Hannah on the other hand was not commanded by God to do this sacrifice. But she perceived in her spirit that, “I need to do something for the Lord. I’ve come to the point where I am at an impossible juncture. I cannot have a child. There is something in my life now that I need to have done, but that is impossible and only God can help me. But I feel in my spirit that the Lord is moving me to make some sort of commitment, some sort of vow, some sort of offering up to God”. It’s not always money; it has to do with the deeper things in our lives.

Let’s read 1 Samuel Chapter 1. [King James Version]

1. Now there was a certain man of Ramathaimzophim, of mount Ephraim, and his name was Elkanah, the son of Jeroham, the son of Elihu, the son of Tohu, the son of Zuph, an Ephrathite:

2. And he had two wives; the name of the one was Hannah, and the name of the other Peninnah: and Peninnah had children, but Hannah had no children.

3. And this man went up out of his city yearly to worship and to sacrifice unto the Lord of hosts in Shiloh.

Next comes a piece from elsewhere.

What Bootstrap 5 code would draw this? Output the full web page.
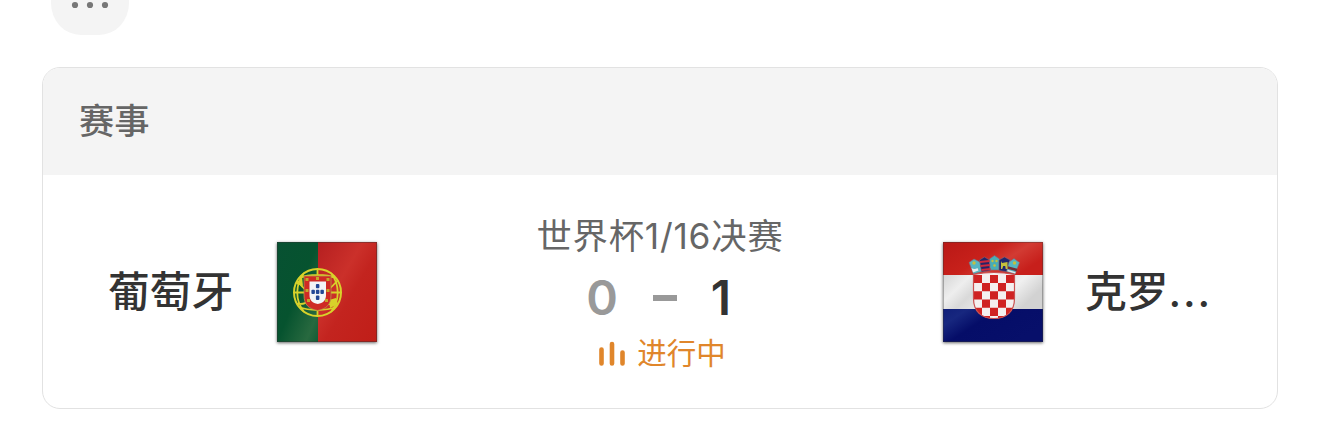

And the two sons of Eli, Hophni and Phinehas, the priests of the Lord, were there.

4. And when the time was that Elkanah offered, he gave to Peninnah his wife, and to all her sons and her daughters, portions:

5. But unto Hannah he gave a worthy portion; for he loved Hannah: but the Lord had shut up her womb.

Now, here is a case where the woman is quite obviously loved by her husband. She seems to have everything that she needs but she doesn’t have a child. Now, that was a social taboo especially in that culture in that age and also today in many circles still. But even barring that, it is a deep source of pain in the heart for those who long to have children and cannot. Here comes the Lord, working in Hannah to long, to call upon Him who alone can do the miracle. Now it says here that she was under persecution.

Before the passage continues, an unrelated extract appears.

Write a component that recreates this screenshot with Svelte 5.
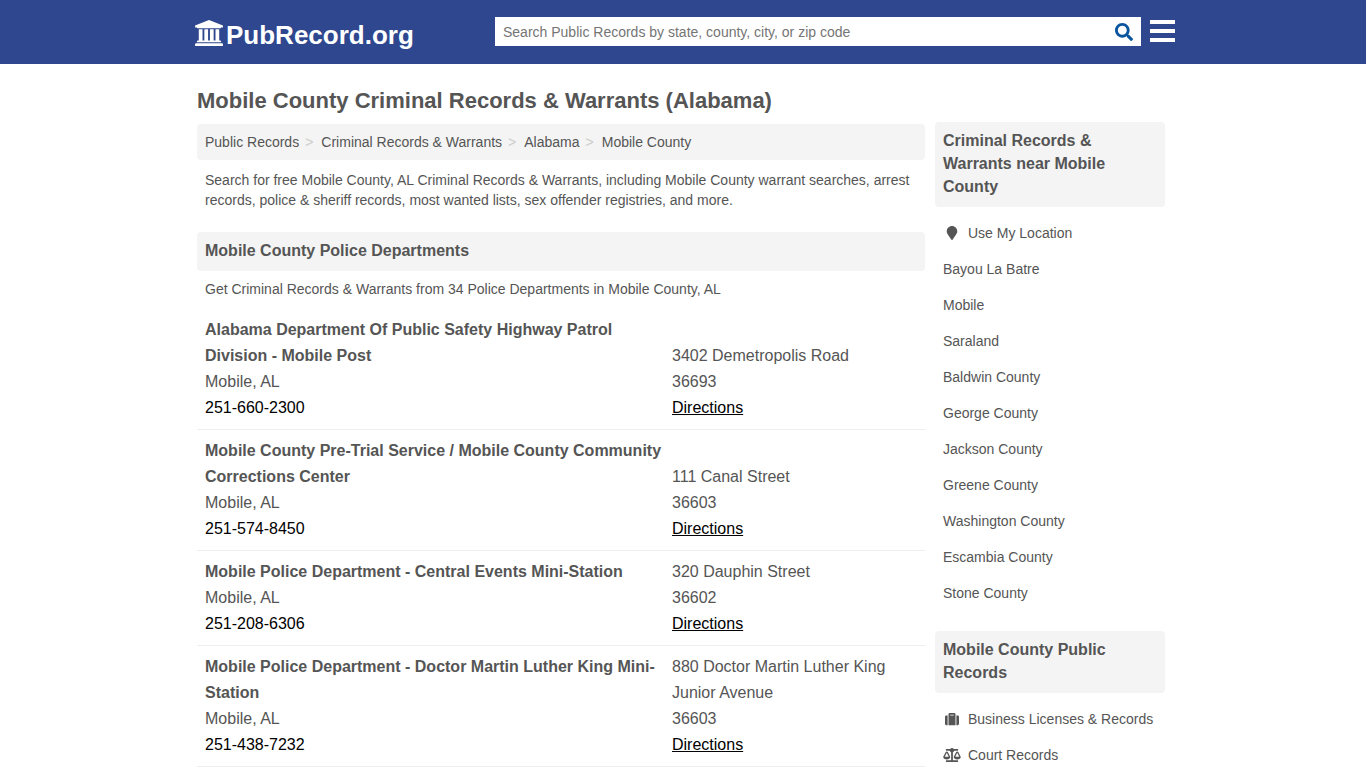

6. And her adversary also provoked her sore, for to make her fret, because the Lord had shut up her womb.

7. And as he did so year by year, when she went up to the house of the Lord, so she provoked her; therefore she wept, and did not eat.

8. Then said Elkanah her husband to her, Hannah, why weepest thou? and why eatest thou not? and why is thy heart grieved? am not I better to thee than ten sons?

No answer.

9. So Hannah rose up after they had eaten in Shiloh, and after they had drunk. Now Eli the priest sat upon a seat by a post of the temple of the Lord.

10. And she was in bitterness of soul. [King James Version]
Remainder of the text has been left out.